Curses! is a single-player open-ended adventure game with the basic premise that the player is a fairy tale villain bent on wrecking many potential fairy tales as completely as possible. Fairy tale plots would be generated on-the-fly based on a basic generator template that attempts to intelligently combine dozens or hundreds of very basic fairy tale elements to create situations that are both unique and familiar. The PC's goal is not to just thwart the happy ending but to do it thoroughly: not just kill the handsome prince, but cripple and disfigure him while making the princess hate him and get exiled from her kingdom, for example.

Fairy tales are really well-explored variants of the standard storytelling archetypes described by people like Joseph Campbell.
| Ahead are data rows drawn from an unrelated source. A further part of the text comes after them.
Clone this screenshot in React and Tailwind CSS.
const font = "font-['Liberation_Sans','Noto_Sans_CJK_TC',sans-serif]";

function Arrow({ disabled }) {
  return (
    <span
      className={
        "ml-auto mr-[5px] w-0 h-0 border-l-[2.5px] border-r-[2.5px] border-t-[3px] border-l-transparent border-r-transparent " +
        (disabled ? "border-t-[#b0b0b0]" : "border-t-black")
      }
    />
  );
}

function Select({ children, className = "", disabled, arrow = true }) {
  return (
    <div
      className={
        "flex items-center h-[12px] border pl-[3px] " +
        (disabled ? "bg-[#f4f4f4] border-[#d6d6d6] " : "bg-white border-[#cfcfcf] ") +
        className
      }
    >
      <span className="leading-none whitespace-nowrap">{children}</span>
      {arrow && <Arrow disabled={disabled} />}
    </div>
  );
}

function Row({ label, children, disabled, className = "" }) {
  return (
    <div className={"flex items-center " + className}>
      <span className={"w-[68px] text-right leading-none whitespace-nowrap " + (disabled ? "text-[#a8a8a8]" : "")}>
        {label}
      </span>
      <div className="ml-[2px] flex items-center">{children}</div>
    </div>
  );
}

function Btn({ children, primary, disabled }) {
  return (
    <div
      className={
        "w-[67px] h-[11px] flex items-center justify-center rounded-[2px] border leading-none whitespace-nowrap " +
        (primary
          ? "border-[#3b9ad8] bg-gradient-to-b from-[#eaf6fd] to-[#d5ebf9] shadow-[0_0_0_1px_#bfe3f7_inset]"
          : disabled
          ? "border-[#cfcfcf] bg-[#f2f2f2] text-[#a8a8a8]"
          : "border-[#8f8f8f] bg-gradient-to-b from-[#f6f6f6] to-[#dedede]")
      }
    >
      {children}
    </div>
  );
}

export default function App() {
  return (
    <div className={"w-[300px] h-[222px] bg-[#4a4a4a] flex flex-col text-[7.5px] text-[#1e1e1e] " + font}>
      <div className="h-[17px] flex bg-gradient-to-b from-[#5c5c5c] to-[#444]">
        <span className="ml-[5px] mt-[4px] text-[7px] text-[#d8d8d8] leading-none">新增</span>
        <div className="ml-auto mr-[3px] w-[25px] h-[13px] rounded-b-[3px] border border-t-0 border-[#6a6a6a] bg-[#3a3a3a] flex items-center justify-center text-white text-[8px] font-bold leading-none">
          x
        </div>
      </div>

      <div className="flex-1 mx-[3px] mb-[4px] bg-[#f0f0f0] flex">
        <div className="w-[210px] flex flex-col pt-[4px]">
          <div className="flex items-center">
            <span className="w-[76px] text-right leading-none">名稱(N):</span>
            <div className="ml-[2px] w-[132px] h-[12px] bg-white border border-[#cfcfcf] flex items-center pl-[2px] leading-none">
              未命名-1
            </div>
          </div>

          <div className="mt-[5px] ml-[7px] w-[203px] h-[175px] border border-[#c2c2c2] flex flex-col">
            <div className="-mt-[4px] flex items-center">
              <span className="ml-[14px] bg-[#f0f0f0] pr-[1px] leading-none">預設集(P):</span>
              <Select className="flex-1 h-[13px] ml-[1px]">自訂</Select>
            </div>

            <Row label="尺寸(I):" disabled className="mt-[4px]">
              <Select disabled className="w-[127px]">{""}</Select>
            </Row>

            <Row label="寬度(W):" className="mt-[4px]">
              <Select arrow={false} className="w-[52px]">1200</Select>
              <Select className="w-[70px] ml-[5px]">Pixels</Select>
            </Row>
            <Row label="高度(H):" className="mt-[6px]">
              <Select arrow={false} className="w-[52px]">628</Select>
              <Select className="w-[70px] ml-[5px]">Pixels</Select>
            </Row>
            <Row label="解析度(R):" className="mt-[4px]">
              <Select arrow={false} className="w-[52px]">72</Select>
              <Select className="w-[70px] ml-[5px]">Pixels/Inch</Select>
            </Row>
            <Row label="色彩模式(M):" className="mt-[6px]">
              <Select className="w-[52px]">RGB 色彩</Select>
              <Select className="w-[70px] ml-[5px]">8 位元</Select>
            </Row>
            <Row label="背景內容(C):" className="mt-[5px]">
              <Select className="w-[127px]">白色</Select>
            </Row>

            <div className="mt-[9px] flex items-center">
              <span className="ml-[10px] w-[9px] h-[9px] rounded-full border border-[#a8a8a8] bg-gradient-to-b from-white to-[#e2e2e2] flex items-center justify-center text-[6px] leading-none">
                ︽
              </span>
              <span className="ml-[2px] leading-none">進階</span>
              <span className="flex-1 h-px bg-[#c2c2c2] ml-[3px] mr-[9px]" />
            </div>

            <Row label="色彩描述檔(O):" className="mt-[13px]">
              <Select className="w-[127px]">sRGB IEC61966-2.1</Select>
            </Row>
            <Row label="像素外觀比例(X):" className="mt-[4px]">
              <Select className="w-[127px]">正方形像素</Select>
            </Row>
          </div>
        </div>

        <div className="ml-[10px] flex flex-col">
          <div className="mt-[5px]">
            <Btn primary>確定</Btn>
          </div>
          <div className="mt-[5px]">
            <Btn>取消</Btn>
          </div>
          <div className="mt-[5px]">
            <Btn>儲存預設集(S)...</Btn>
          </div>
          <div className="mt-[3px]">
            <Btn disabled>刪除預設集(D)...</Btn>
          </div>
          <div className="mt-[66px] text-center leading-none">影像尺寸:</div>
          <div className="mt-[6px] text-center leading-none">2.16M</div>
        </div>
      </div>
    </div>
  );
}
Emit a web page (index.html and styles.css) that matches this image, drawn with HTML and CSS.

There are a couple of ways that fairy tales are organized, which include their plot outlines (although not their cultural or moral implications): Aarne-Thompson, and Propp. http://en.wikipedia.org/wiki/Aarne-Thompson_classification_system

Propp's classification system has been used as the basis for a number of generators and is still the most-used mechanism in the academic literature for such things: http://en.wikipedia.org/wiki/Vladimir_Propp

Propp generators are things like: http://www.fdi.ucm.es/profesor/fpeinado/projects/kiids/apps/protopropp/

Clicking through to their later Bard system shows examples at the bottom, and that whole KIIDS things is for interactive narrative and computational narratology, which are the academic terms for this sort of thing (I call my work in this area automated storytelling with post-hoc computational narratives, as my use and implementation aren't for interaction).

Mark Finlayson's work out of MIT is a little more recent: http://www.mit.edu/~markaf/research.html

Plugging any of that research into Google Scholar and looking at recent citations of those papers are a good way to catch up.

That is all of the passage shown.